I gathered the Jewish mukhtars, who had ties with the different (local Palestinian) Arab villages, and I asked them to whisper in the ears of several (Palestinian) Arabs that a giant Jewish reinforcement had reached the Galilee and were about to clean out the villages of Hula, to advise them as friends, to flee while they could. And rumour spread throughout Hula that the time had come to flee. The flight encompassed tens of thousands. The stratagem fully achieved its objective . . . and we were able to deploy ourselves in face of the [prospective] invaders along the borders, with out fear for our rear."

"We looked for means which would not obligate us to use force in order to get tens of thousands of sulky (Palestinian) Arabs who remained in Galilee to flee, for in case of an Arab invasion, they would attack us from rear."

In reference to the expulsion of the villages of Lydda and Ramle of their Palestinian inhabitants:

"clogged the routes of the advance of the (Transjordan Arab) Legion and had foisted upon the Arab economy the problem of "maintaining another 45,000 souls . . . Moreover, the phenomenon of the flight of tens of thousands will no doubt cause demoralsation in every Arab area (the refugees) reach . . . This victory will yet have great effect on other sectors."

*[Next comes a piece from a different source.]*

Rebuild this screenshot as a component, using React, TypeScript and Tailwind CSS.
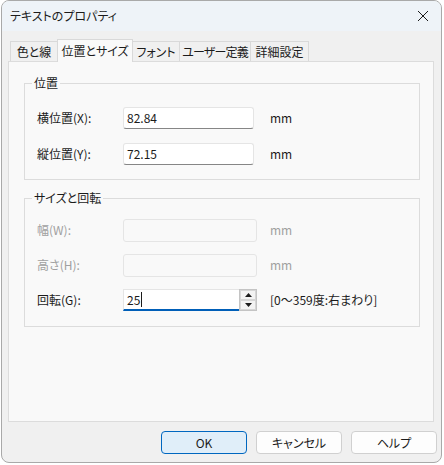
import React from "react";

const font = "font-['Noto_Sans_CJK_JP',sans-serif] [font-feature-settings:'palt']";

const tabs = [
  { label: "色と線", w: "w-[48px]" },
  { label: "位置とサイズ", w: "w-[76px]", active: true },
  { label: "フォント", w: "w-[48px]" },
  { label: "ユーザー定義", w: "w-[72px] tracking-[-0.8px]" },
  { label: "詳細設定", w: "w-[59px]" },
];

const Group = ({ title, children, className }: { title: string; children: React.ReactNode; className?: string }) => (
  <div className={`relative border border-[#dcdcdc] ${className ?? ""}`}>
    <span className="absolute -top-[9px] left-[7px] bg-[#f9f9f9] px-[2px] text-[12px] leading-[16px] text-[#1b1b1b]">
      {title}
    </span>
    {children}
  </div>
);

const Row = ({ label, disabled, children, unit }: { label: string; disabled?: boolean; children: React.ReactNode; unit: string }) => (
  <div className="flex h-[22px] items-center">
    <span className={`w-[86px] text-[12px] leading-[16px] ${disabled ? "text-[#a0a0a0]" : "text-[#1b1b1b]"}`}>{label}</span>
    {children}
    <span className={`text-[12px] leading-[16px] ${disabled ? "text-[#a0a0a0]" : "text-[#1b1b1b]"}`}>{unit}</span>
  </div>
);

const TextBox = ({ value }: { value: string }) => (
  <div className="mr-[16px] flex h-[22px] w-[131px] items-center rounded-[3px] border border-[#e5e5e5] border-b-[#868686] bg-white pl-[3px] text-[12px] text-[#1b1b1b]">
    {value}
  </div>
);

const Disabled = () => (
  <div className="mr-[13px] h-[23px] w-[134px] rounded-[3px] border border-[#e5e5e5] bg-[#f9f9f9]" />
);

const Arrow = ({ up }: { up?: boolean }) => (
  <svg width="7" height="4" viewBox="0 0 7 4">
    <path d={up ? "M0 4 L3.5 0 L7 4 Z" : "M0 0 L3.5 4 L7 0 Z"} fill="#1b1b1b" />
  </svg>
);

const Button = ({ label, primary }: { label: string; primary?: boolean }) => (
  <div
    className={`flex h-[23px] w-[86px] items-center justify-center rounded-[4px] border text-[12px] text-[#1b1b1b] ${
      primary ? "border-[#0067c0] bg-[#e0eef9]" : "border-[#d0d0d0] bg-[#fdfdfd]"
    }`}
  >
    {label}
  </div>
);

export default function App() {
  return (
    <div className={`h-[465px] w-[444px] bg-white ${font}`}>
      <div className="ml-[1px] flex h-[463px] w-[441px] flex-col overflow-hidden rounded-[8px] border border-[#a9a9a9] bg-[#f0f0f0]">
        {/* title bar */}
        <div className="flex h-[30px] items-center justify-between bg-[#eef3f8] pl-[8px] pr-[8px]">
          <span className="text-[12px] leading-[16px] text-[#1b1b1b]">テキストのプロパティ</span>
          <svg width="12" height="12" viewBox="0 0 12 12" className="mr-[4px]">
            <path d="M1 1 L11 11 M11 1 L1 11" stroke="#1b1b1b" strokeWidth="1" />
          </svg>
        </div>

        {/* tabs */}
        <div className="mt-[8px] flex h-[22px] items-end pl-[8px]">
          {tabs.map((t, i) =>
            t.active ? (
              <div
                key={t.label}
                className={`relative z-10 -mb-px flex h-[23px] ${t.w} ${i > 0 ? "-ml-px" : ""} items-center justify-center whitespace-nowrap border border-b-0 border-[#d9d9d9] bg-[#f9f9f9] text-[12px] text-[#1b1b1b]`}
              >
                {t.label}
              </div>
            ) : (
              <div
                key={t.label}
                className={`flex h-[20px] ${t.w} ${i > 0 ? "-ml-px" : ""} items-center justify-center whitespace-nowrap border border-b-0 border-[#d9d9d9] bg-[#f0f0f0] pt-[1px] text-[12px] text-[#1b1b1b]`}
              >
                {t.label}
              </div>
            )
          )}
        </div>

        {/* panel */}
        <div className="ml-[6px] h-[361px] w-[426px] border border-[#dcdcdc] bg-[#f9f9f9] pl-[15px] pt-[21px]">
          <Group title="位置" className="w-[396px] pb-[14px] pl-[12px] pt-[23px]">
            <div className="flex flex-col gap-[14px]">
              <Row label="横位置(X):" unit="mm">
                <TextBox value="82.84" />
              </Row>
              <Row label="縦位置(Y):" unit="mm">
                <TextBox value="72.15" />
              </Row>
            </div>
          </Group>

          <Group title="サイズと回転" className="mt-[18px] w-[396px] pb-[15px] pl-[12px] pt-[20px]">
            <div className="flex flex-col">
              <Row label="幅(W):" unit="mm" disabled>
                <Disabled />
              </Row>
              <div className="mt-[13px]">
                <Row label="高さ(H):" unit="mm" disabled>
                  <Disabled />
                </Row>
              </div>
              <div className="mt-[13px]">
                <Row label="回転(G):" unit="[0〜359度:右まわり]">
                  <div className="mr-[13px] flex h-[22px] w-[134px]">
                    <div className="flex h-[22px] flex-1 items-center border border-r-0 border-[#e5e5e5] border-b-2 border-b-[#005fb8] bg-white pl-[3px] text-[12px] text-[#1b1b1b]">
                      25<span className="ml-px inline-block h-[15px] w-px bg-[#1b1b1b]" />
                    </div>
                    <div className="flex w-[18px] flex-col border border-[#c4c4c4] bg-white">
                      <div className="flex flex-1 items-center justify-center border border-[#d6d6d6] bg-[#f3f3f3]">
                        <Arrow up />
                      </div>
                      <div className="flex flex-1 items-center justify-center border border-[#d6d6d6] bg-[#f3f3f3]">
                        <Arrow />
                      </div>
                    </div>
                  </div>
                </Row>
              </div>
            </div>
          </Group>
        </div>

        {/* buttons */}
        <div className="mt-[9px] flex justify-end gap-[9px] pr-[4px]">
          <Button label="OK" primary />
          <Button label="キャンセル" />
          <Button label="ヘルプ" />
        </div>
      </div>
    </div>
  );
}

Mapam party do-leader Meir Ya'ari, on the subject of Allon's strategy of using refugees to accomplish military goals:

"Many of us are losing their (human) image . . How easily they speak of how it is possible and permissible to take women, children, and old men and to fill the road with them because such is the imperative of strategy. And this we say, the members of Hashomer Hatzair, who remember who used this means against our people during the Second World] war. . . . I am appalled."

Yigal Allon, in justifying to Ben-Gurion a plan for military conquest of the West Bank:

"Our offensive has to leave the way open for the army and the refugees to retreat. We shall easily find the reason or, to be more accurate, the pretexts, to justify our offensive, as we did up to now."